Living on the great plains of southern Alberta gives me access to the big sky right outside my door. On summer nights, the entertainment is often watching thunderstorms roll across the northern horizon down “hailstorm alley” to the north of me.
That was the case on Friday night, the eve of summer solstice. What a photogenic storm this was! Lightning lit up the roiling cloud from within and, as below, shot out in an escape path toward the ground.
Despite the midnight hour, the sky is blue with the glow of perpetual twilight at this time of year at 51° north.
As this storm receded, another rolled in, this time directed at my area. Lightning flashed all around (it was too rainy to shoot).
As I was processing these shots, the power flickered, then went off, as a bolt hit someplace critical to the power system. In the country it doesn’t take much to knock out the power to outlying areas. Mine was out for another 14 hours. Thank goodness for laptop batteries!
– Alan, June 23, 2014 / © 2014 Alan Dyer
A thunderstorm rolls across the northern horizon with the stars of Cassiopeia and Andromeda rising.
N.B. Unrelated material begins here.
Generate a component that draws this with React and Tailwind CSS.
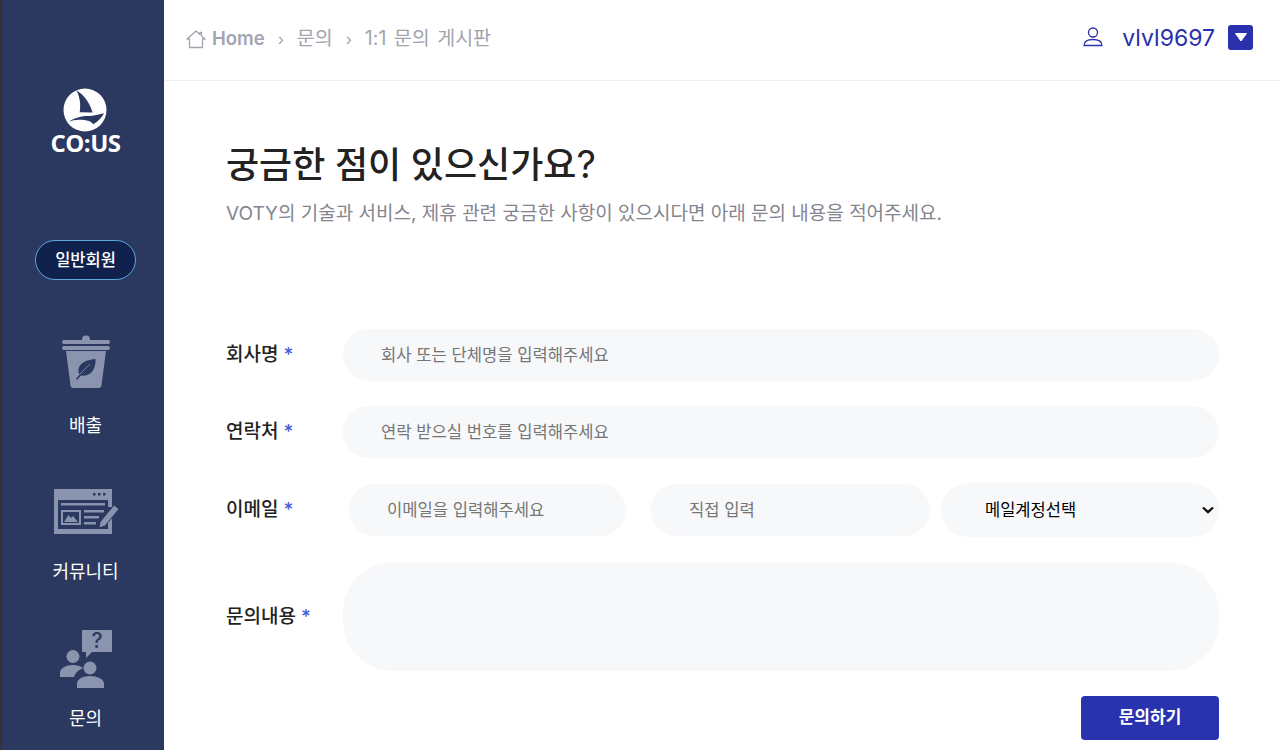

This was a perfect night for storm shooting. The storm was far enough away to not engulf me in rain and wind, but close enough to show detail and reveal its bolts of lightning. A waning gibbous Moon shone in the south lighting up the storm clouds to the north and turning the sky blue.
Meanwhile the stars of Cassiopeia, Perseus and Andromeda were rising behind the storm clouds, a nice contrast of Earth and sky.
I’ve been after a confluence of circumstances like this for a few years. An aurora to the northeast would have been nice as well. But you can’t have everything!
– Alan, June 25, 2013 / © 2013 Alan Dyer
A stunning storm cloud retreats across the prairies leaving clear skies in its wake.
The timing could not have been better. On Monday night, June 17, a thunderstorm retreated to the east at just the perfect time to catch the light of the setting Sun.
As these prairie storms often do, this one left behind clear skies, with a quarter Moon at right to the south and the Sun to the west, off frame but illuminating this amazingly sculpted cloud. Downdrafts in the thunderhead produced the mammatus clouds – the bulbous structures hanging from the thundercloud. The low Sun angle emphasizes their form.
We’ve had a lot of rain and storms lately, but when a storm puts on as fine a show as this one, I’ll take it!
This image is a 3-segment panorama using the Canon 5D MkII and 16-35mm lens at 16mm. I used Photoshop’s Photomerge and Adaptive Wide Angle filter to stitch and straighten the image.